_Written problem_
Your task is to copy the listing exactly, with the pictures left out.

_Material_
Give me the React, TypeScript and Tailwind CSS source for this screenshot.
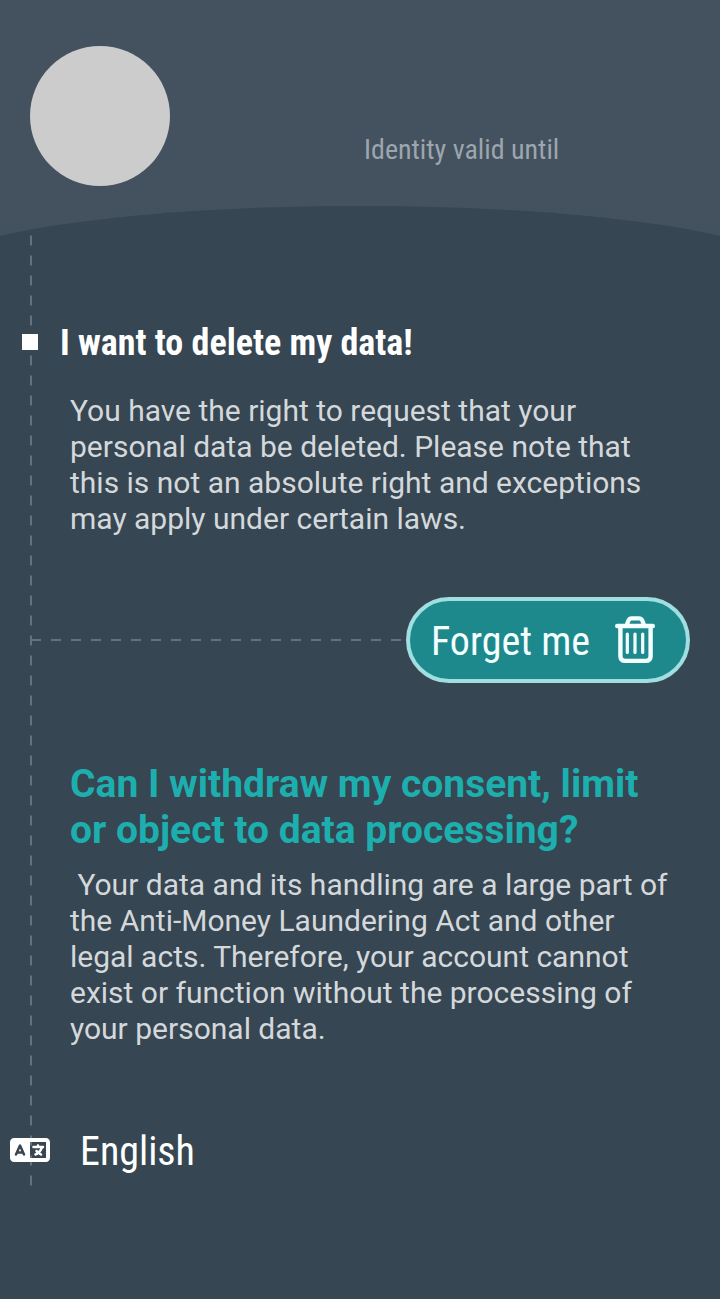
import { FaLanguage } from "react-icons/fa6";

const cond = "font-['Roboto_Condensed','Roboto',sans-serif] [font-stretch:75%] whitespace-nowrap";

function TrashIcon() {
  return (
    <svg className="h-[48px] w-[42px]" viewBox="0 0 42 48" fill="none" stroke="#f4ffff" strokeLinecap="round" strokeLinejoin="round">
      <path d="M3.200 10H38.800" strokeWidth="4.400" />
      <path d="M12.800 9L14.300 4.800Q15.200 2.400 17.600 2.400H25Q27.400 2.400 28.400 4.800L30 9" strokeWidth="4.200" />
      <path d="M6.400 11V40Q6.400 44.900 11.300 44.900H31.700Q36.600 44.900 36.600 40V11" strokeWidth="4.400" />
      <path d="M13.300 18V36.400M21 18V36.400M28.700 18V36.400" strokeWidth="3.200" />
    </svg>
  );
}

export default function App() {
  return (
    <div className="relative h-[1299px] w-[720px] overflow-hidden bg-[#364652] font-['Roboto',sans-serif]">
      <header className="relative h-[236px] bg-[#44515e] px-[30px] pt-[46px]">
        <svg className="absolute left-0 top-[206px] h-[30px] w-[720px]" viewBox="0 0 720 30">
          <ellipse cx="360" cy="67" rx="432" ry="67" fill="#364652" />
        </svg>
        <div className="flex">
          <div className="size-[140px] rounded-full bg-[#cccccc]" />
          <p className={`${cond} ml-[194px] mt-[84px] text-[28px] leading-[40px] text-[#9ca6af]`}>Identity valid until</p>
        </div>
      </header>
      <svg className="absolute left-[30px] top-[235px] h-[951px] w-[2px]" viewBox="0 0 2 951">
        <path d="M1 0.500V951" stroke="#65727d" strokeWidth="2" strokeDasharray="10 10" />
      </svg>
      <main>
        <div className="relative mt-[82px] flex h-12 items-center pl-[22px]">
          <div className="size-4 bg-white" />
          <h1 className={`${cond} ml-[22px] pt-[2px] text-[36px] font-bold leading-[48px] text-white`}>I want to delete my data!</h1>
        </div>
        <p className="ml-[70px] mt-[27px] whitespace-nowrap text-[30px] leading-[36px] text-[#d4d8db]">
          You have the right to request that your<br />personal data be deleted. Please note that<br />this is not an absolute right and exceptions<br />may apply under certain laws.
        </p>
        <div className="mt-[60px] flex items-center pl-[31px]">
          <svg className="h-[2px] w-[375px]" viewBox="0 0 375 2">
            <path d="M0 1H371" stroke="#65727d" strokeWidth="2" strokeDasharray="10 10" />
          </svg>
          <button className="flex h-[86px] w-[284px] items-center justify-between rounded-full border-4 border-[#a0dfe0] bg-[#1e898d] pl-[21px] pr-[30px]">
            <span className={`${cond} pt-1 text-[40px] text-[#f4ffff]`}>Forget me</span>
            <TrashIcon />
          </button>
        </div>
        <h2 className="ml-[70px] mt-[78px] whitespace-nowrap text-[39px] font-bold leading-[46px] text-[#1cafae]">
          Can I withdraw my consent, limit<br />or object to data processing?
        </h2>
        <p className="ml-[70px] mt-[14px] whitespace-nowrap text-[30px] leading-[36px] text-[#d4d8db]">
          &nbsp;Your data and its handling are a large part of<br />the Anti-Money Laundering Act and other<br />legal acts. Therefore, your account cannot<br />exist or function without the processing of<br />your personal data.
        </p>
        <div className="mt-[79px] flex h-12 items-center pl-[10px]">
          <FaLanguage className="relative h-8 w-10 text-white" />
          <span className={`${cond} ml-[30px] pt-1 text-[40px] text-white`}>English</span>
        </div>
      </main>
    </div>
  );
}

_Answer for this exercise_
Give me the React, TypeScript and Tailwind CSS source for this screenshot.
import { FaLanguage } from "react-icons/fa6";

const cond = "font-['Roboto_Condensed','Roboto',sans-serif] [font-stretch:75%] whitespace-nowrap";

function TrashIcon() {
  return (
    <svg className="h-[48px] w-[42px]" viewBox="0 0 42 48" fill="none" stroke="#f4ffff" strokeLinecap="round" strokeLinejoin="round">
      <path d="M3.200 10H38.800" strokeWidth="4.400" />
      <path d="M12.800 9L14.300 4.800Q15.200 2.400 17.600 2.400H25Q27.400 2.400 28.400 4.800L30 9" strokeWidth="4.200" />
      <path d="M6.400 11V40Q6.400 44.900 11.300 44.900H31.700Q36.600 44.900 36.600 40V11" strokeWidth="4.400" />
      <path d="M13.300 18V36.400M21 18V36.400M28.700 18V36.400" strokeWidth="3.200" />
    </svg>
  );
}

export default function App() {
  return (
    <div className="relative h-[1299px] w-[720px] overflow-hidden bg-[#364652] font-['Roboto',sans-serif]">
      <header className="relative h-[236px] bg-[#44515e] px-[30px] pt-[46px]">
        <svg className="absolute left-0 top-[206px] h-[30px] w-[720px]" viewBox="0 0 720 30">
          <ellipse cx="360" cy="67" rx="432" ry="67" fill="#364652" />
        </svg>
        <div className="flex">
          <div className="size-[140px] rounded-full bg-[#cccccc]" />
          <p className={`${cond} ml-[194px] mt-[84px] text-[28px] leading-[40px] text-[#9ca6af]`}>Identity valid until</p>
        </div>
      </header>
      <svg className="absolute left-[30px] top-[235px] h-[951px] w-[2px]" viewBox="0 0 2 951">
        <path d="M1 0.500V951" stroke="#65727d" strokeWidth="2" strokeDasharray="10 10" />
      </svg>
      <main>
        <div className="relative mt-[82px] flex h-12 items-center pl-[22px]">
          <div className="size-4 bg-white" />
          <h1 className={`${cond} ml-[22px] pt-[2px] text-[36px] font-bold leading-[48px] text-white`}>I want to delete my data!</h1>
        </div>
        <p className="ml-[70px] mt-[27px] whitespace-nowrap text-[30px] leading-[36px] text-[#d4d8db]">
          You have the right to request that your<br />personal data be deleted. Please note that<br />this is not an absolute right and exceptions<br />may apply under certain laws.
        </p>
        <div className="mt-[60px] flex items-center pl-[31px]">
          <svg className="h-[2px] w-[375px]" viewBox="0 0 375 2">
            <path d="M0 1H371" stroke="#65727d" strokeWidth="2" strokeDasharray="10 10" />
          </svg>
          <button className="flex h-[86px] w-[284px] items-center justify-between rounded-full border-4 border-[#a0dfe0] bg-[#1e898d] pl-[21px] pr-[30px]">
            <span className={`${cond} pt-1 text-[40px] text-[#f4ffff]`}>Forget me</span>
            <TrashIcon />
          </button>
        </div>
        <h2 className="ml-[70px] mt-[78px] whitespace-nowrap text-[39px] font-bold leading-[46px] text-[#1cafae]">
          Can I withdraw my consent, limit<br />or object to data processing?
        </h2>
        <p className="ml-[70px] mt-[14px] whitespace-nowrap text-[30px] leading-[36px] text-[#d4d8db]">
          &nbsp;Your data and its handling are a large part of<br />the Anti-Money Laundering Act and other<br />legal acts. Therefore, your account cannot<br />exist or function without the processing of<br />your personal data.
        </p>
        <div className="mt-[79px] flex h-12 items-center pl-[10px]">
          <FaLanguage className="relative h-8 w-10 text-white" />
          <span className={`${cond} ml-[30px] pt-1 text-[40px] text-white`}>English</span>
        </div>
      </main>
    </div>
  );
}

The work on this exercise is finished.